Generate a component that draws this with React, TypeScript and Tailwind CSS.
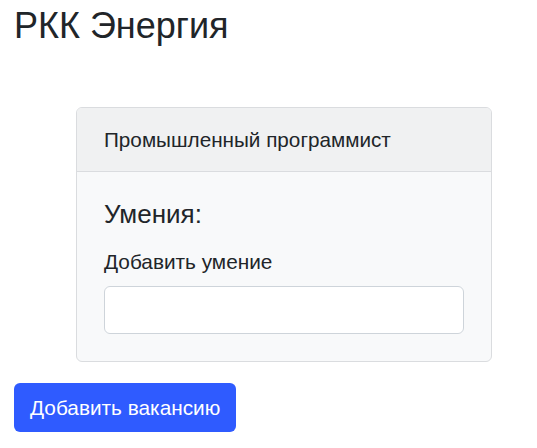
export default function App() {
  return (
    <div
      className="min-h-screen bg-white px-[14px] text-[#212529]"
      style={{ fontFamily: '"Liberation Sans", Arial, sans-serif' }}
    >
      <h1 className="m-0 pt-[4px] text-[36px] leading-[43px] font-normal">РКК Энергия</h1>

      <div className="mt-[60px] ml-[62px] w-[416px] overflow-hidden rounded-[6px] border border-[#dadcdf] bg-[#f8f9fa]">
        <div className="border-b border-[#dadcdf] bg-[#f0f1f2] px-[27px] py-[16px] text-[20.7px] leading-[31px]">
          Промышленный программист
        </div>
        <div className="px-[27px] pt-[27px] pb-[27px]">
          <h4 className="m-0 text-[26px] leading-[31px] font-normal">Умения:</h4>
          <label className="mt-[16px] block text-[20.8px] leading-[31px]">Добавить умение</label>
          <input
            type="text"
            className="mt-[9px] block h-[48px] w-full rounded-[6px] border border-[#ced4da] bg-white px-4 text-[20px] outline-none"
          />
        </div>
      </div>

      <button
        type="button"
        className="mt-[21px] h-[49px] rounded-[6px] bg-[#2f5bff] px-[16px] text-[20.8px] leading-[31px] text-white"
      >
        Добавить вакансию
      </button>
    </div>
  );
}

+ + +

Give every line above again exactly, with no pictures.

*WRITTEN RESPONSE*
Generate a component that draws this with React, TypeScript and Tailwind CSS.
export default function App() {
  return (
    <div
      className="min-h-screen bg-white px-[14px] text-[#212529]"
      style={{ fontFamily: '"Liberation Sans", Arial, sans-serif' }}
    >
      <h1 className="m-0 pt-[4px] text-[36px] leading-[43px] font-normal">РКК Энергия</h1>

      <div className="mt-[60px] ml-[62px] w-[416px] overflow-hidden rounded-[6px] border border-[#dadcdf] bg-[#f8f9fa]">
        <div className="border-b border-[#dadcdf] bg-[#f0f1f2] px-[27px] py-[16px] text-[20.7px] leading-[31px]">
          Промышленный программист
        </div>
        <div className="px-[27px] pt-[27px] pb-[27px]">
          <h4 className="m-0 text-[26px] leading-[31px] font-normal">Умения:</h4>
          <label className="mt-[16px] block text-[20.8px] leading-[31px]">Добавить умение</label>
          <input
            type="text"
            className="mt-[9px] block h-[48px] w-full rounded-[6px] border border-[#ced4da] bg-white px-4 text-[20px] outline-none"
          />
        </div>
      </div>

      <button
        type="button"
        className="mt-[21px] h-[49px] rounded-[6px] bg-[#2f5bff] px-[16px] text-[20.8px] leading-[31px] text-white"
      >
        Добавить вакансию
      </button>
    </div>
  );
}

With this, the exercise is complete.